The Floreana, then, promised much from the brochure in the Carpdm travel shop. Whoever photographs these boats is a master of angle and space, as the sleeping cabins had room for a bunk bed and enough room to swing a cockroach. I was left with the top bunk in my room, which, if I lay flat on my back, left around 30cm of space from the tip of my nose to the roof. I didn’t think I’d be spending too much time there. The rest of the boat was small but nice enough. A decent, friendly looking dining area with 4 tables each seating 4 people and a tiny bar in the corner. On the deck was a nice common area for standing or sitting and having a chat in the sun. Above that, was a covered area with around 10 deckchairs. Nice. First impressions were fine enough, though I was a little pissed off at having fallen for a photographers simple tricks, as were other people, but when lunch was served – a delicious dish of salad, vegetables and pasta, some of our fears went away, If we got on with others on the boat, all would be fine. We were there for the nature anyway, not for the boat.
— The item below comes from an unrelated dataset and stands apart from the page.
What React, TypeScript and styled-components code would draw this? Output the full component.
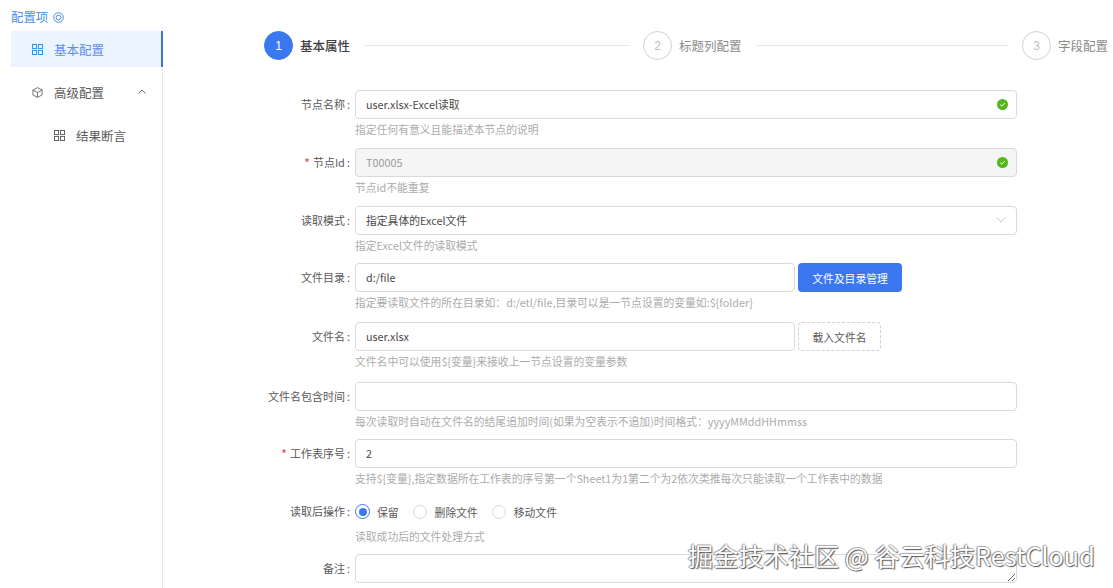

At 2:15pm we boarded dinghies to get to another pier, from where we were due to be met by a bus at 2:30 to take us to El Chato Tortoise Reserve. The bus wasn’t there, however, so the guide, a young and inexperienced temp who had studied in Bournemouth and was only with us for that afternoon, tried to keep us interested by pointing out some red crabs that were lounging around on rocks. After 30 minutes of looking into their world in the mangroves, the bus still hadn’t come. The Captain himself came over on a motor dinghy to try and solve the problem, as our guide was unable to make these kind of important decisions. To me, it was simple. You should always have a Plan B. Their Plan B should have been to arrange taxis to take everyone there. The guide never explained the problem, just looked moody in her sunglasses. It was a poor start, and we were all very pissed off. Eventually, the bus came. It was 3:30. An hour late. The captain didn’t even berate the late bus driver. They shook hands, asked how each other was doing, and that was it. And then I remembered I was still in South America, albeit 100km from the mainland.

On the bus, the mic for the guide wasn’t working, so nothing was going right for the poor guide today. After 30 minutes down a straight road past forests of seemingly dead trees (which are in fact preserving their water by not sprouting leaves) we came to an area of green, with more vegetation and a variety of trees. We were at El Chato Tortoise Reserve and Rancho Permiso. This was my first chance to glimpse an endemic species in the Galapagos. The place didn’t disappoint. Giant tortoises, or Galapagos after which the islands were named, were everywhere, and as it had just finished raining, the earthy smells meant the males were feeling frisky, and we were fortunate enough to witness two tortoises mating. The male pounded the female from behind, their shells clashing together, and the male moaning with lust. Mating like this can last an hour or more. Usually, when observed, the creatures might stop. This chap, though, treated us like the crew of a porn movie he was starring in, and we seemed to spur him on, though his partner was more reserved, hiding shyly in her shell. We came across a pond full of huge shells, and throughout the walk encountered the prehistoric looking beasts, who can live to over 100 years old., according to the guide, or to several hundred years, according to the Lonely Planet. It was a good afternoon.

After this lovely, gentle introduction to the wildlife here, we went to the lava tubes, and walked through almost 1km of them. They were formed by the solidifying of the outside skin of a molten-lava flow. When the lava flow ceased, the molten lava inside the flow kept going, emptying out of the solidified skin and thus leaving tunnels. Amazing. The last stop of the afternoon was the twin craters called Los Gemelos, which are two enormous sinkholes, full of vegetation and birds. Heading back on the bus then, the general mood was optimistic, and the day had been redeemed.

Back on the boat, we got changed and had a delicious dinner of prawns with rice and vegetables. Delicious, really delicious. Chatted to a few other people, and then headed up to the top deck. Pretty soon I fell asleep up here, under the stars, lulled to stupor by the rocking of the boat. Wonderful.